You are the only human student at St. PigeoNation’s Institute, a school for talented birds. Your goal is to find love in this bird dating sim visual novel. The decisions you make affect your story and determine which bird you romantically pursue.
My friend, knowing that I had not yet played a bird dating sim (shocking, I know!), generously surprised me with Hatoful Boyfriend from the Humble Bundle Spring Sale.
Rather than reviewing this bizarre bird dating sim in depth, I’ll share screenshots of my experience:
In subsequent games, I also pursued the pigeons Okosan (the pudding-loving captain of the track team) and Yuuya (the flirty infirmary assistant).

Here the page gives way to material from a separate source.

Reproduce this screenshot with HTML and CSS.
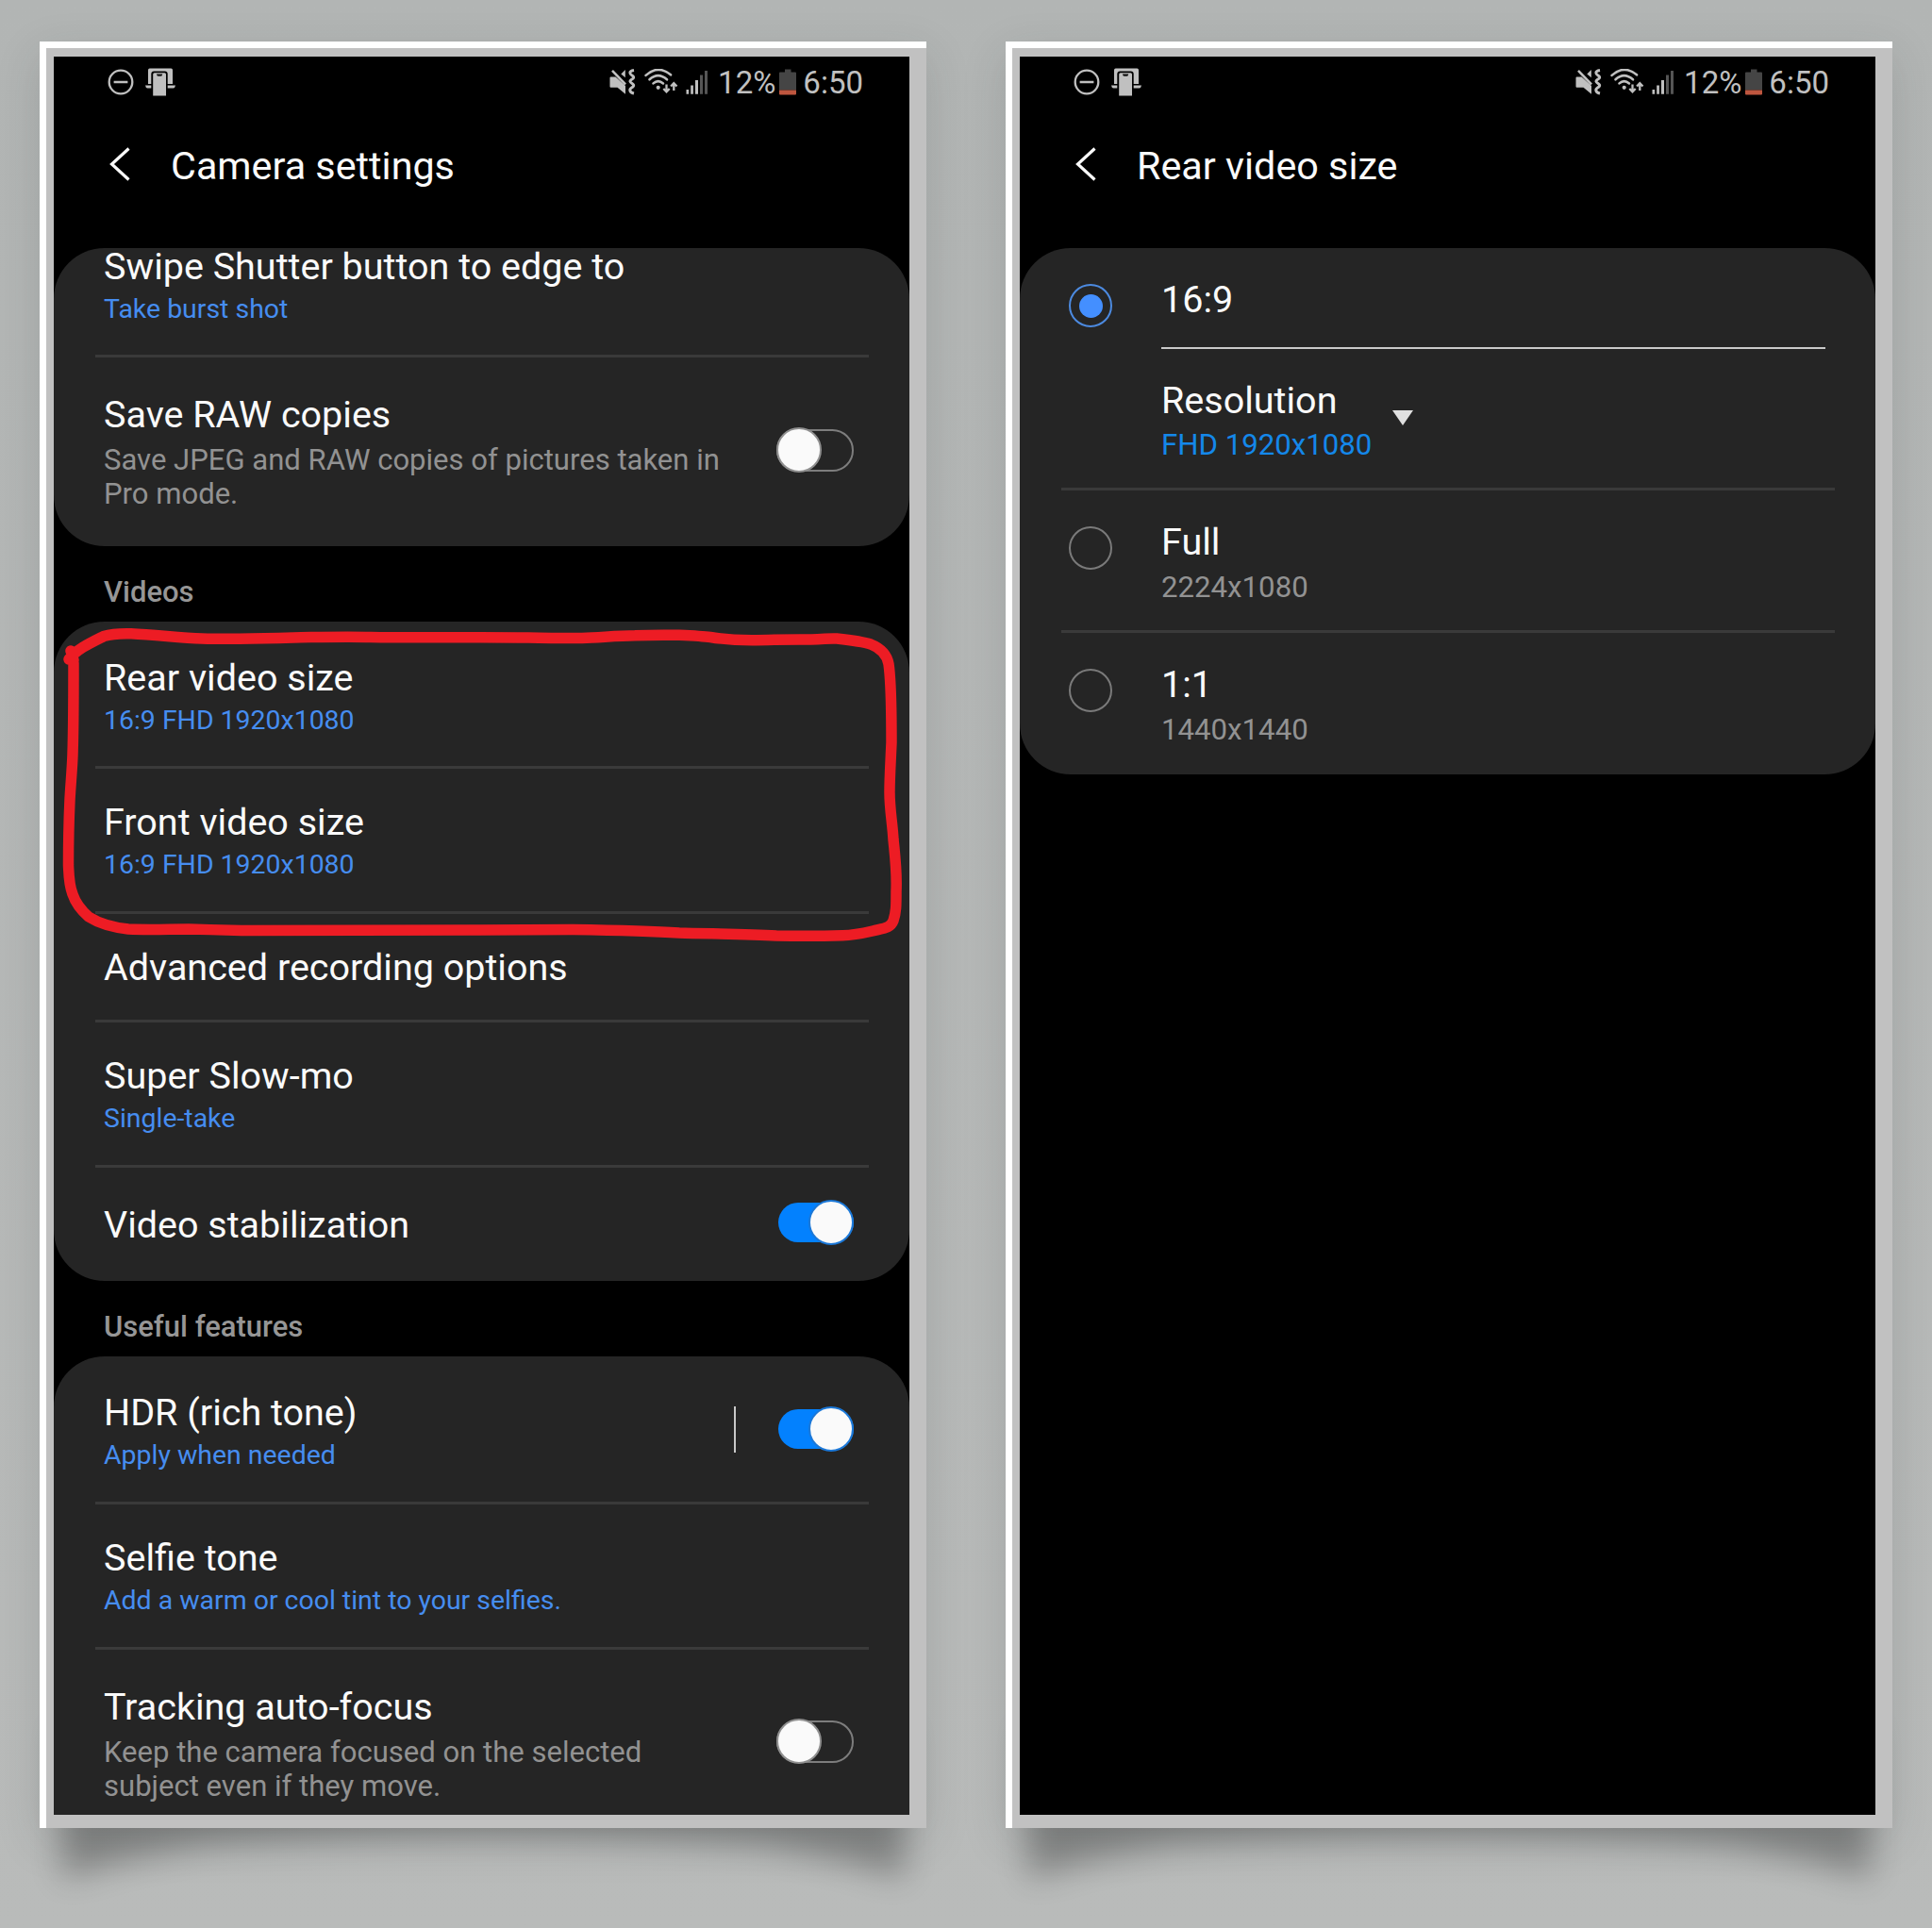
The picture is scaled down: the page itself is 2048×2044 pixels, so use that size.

Before I can recommend that “everybirdie” buy this game, I would like to see more decision-making opportunities in the game. Hatoful Boyfriend is pretty much a lot of text with very few decisions to make. Replayability could be better, too; although there are several different endings and side stories, the base story remains the same each time. That makes it hard to want to pursue all potential bird boyfriends. 🙁
You might like this game if you like…
Dating pigeons (obviously)
Giving delicious beans to your love interests
Visual novels without a lot of choices
Lots and lots of screens of text
Deciding between attending math class, gym, or music class
Find hidden objects and solve mini puzzles as you go through a colorful insect world, transforming into a new insect with each chapter.
Currently on sale for only 24 cents, I picked up Morphopolis without really knowing anything about the game. Colorful art, positive reviews, and trading cards I can sell to recoup the cost of the game? Sure, why not.
Morphopolis is pretty short; the 5 chapters took me 1.5 hours to complete. The art is gorgeous and probably the game’s biggest selling point. The gameplay itself isn’t unique; it’s a hidden object game with a handful of puzzles thrown in. For what is intended to be a relaxing game, though, the insects’ slow walking speed really hurt the experience, because it was frustrating to move between screens.
Not a bad game, but not a great one either. Worth the 24 cents.